Sacred site for veneration of Ryūkyū kings

Uchima Udun (内間御殿/ウチマウドゥン) is a sacred site for veneration of the Ryūkyū kings, founded on the site of the residence of King Shō En, founder of the Second Shō Dynasty, located in the town of Nishihara, Okinawa Prefecture Japan. It was designated a National Historic Site of Japan in 2011.

==Overview==
Located in the southern part of Okinawa Island, the Uchimaudūn is the site of the residence of King Shō En, the first king of the Second Shō Dynasty of the Ryūkyū Kingdom. It consists of the Iriudun on the north side and the Agariudun on the south side. It takes its name from his previous title Uchima Jitō which he held for 15 years here before ascending to the throne. After King Shō En's death, his former residence was designated a sacred site as a place associated with the Second Shō Dynasty, and a thatched shrine was constructed in 1666, 190 years after his death. A celadon pillow said to have been used by the king was enshrined as a sacred object. In 1689, the building was upgraded with a tiled roof with stone and the site began to be used as a place of worship for the royal court. However, in 1735 the treasure pillow was stolen, prompting the replacement of the bamboo fence with stone. The pillow was later discovered in a paddy field; however, it was stolen a second time in 1842 and never recovered. Since 1835, a small celadon dish has been enshrined in its place. In 1738. during the reign of King Shō Kei (reigned 1713-1751), a stone monument to the former king was erected, completing the site's status as a sacred site.

In 1706, residents of Nishihara District constructed a thatched shrine to the north of Uchima Palace, which came to be called "Iriudun." It was also reconstructed with a tile roof in 1737.

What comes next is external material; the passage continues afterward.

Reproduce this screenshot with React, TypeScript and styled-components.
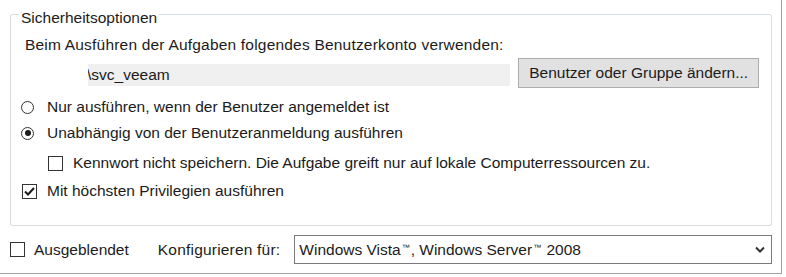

During the 1945 Battle of Okinawa, both palaces were burned down, leaving only some foundation stones and stone pillars. The monument to the former residence of the former king was damaged by artillery fire. The stone walls, made of Ryūkyū limestone in a lattice pattern, remain as they were at the time. In 1951, with donations from the Odonouchi clan and Okinawan emigrants to Hawaii, a tin-roof shed was erected to replace the Agariudun, and the Iriudun was replaced by a thatched shrine by the Irei clan, who had served as the palace's guardian. The Agariudun was renovated in 1960 and rebuilt in concrete in 1974.

The site is a 32-minute drive from Naha Airport.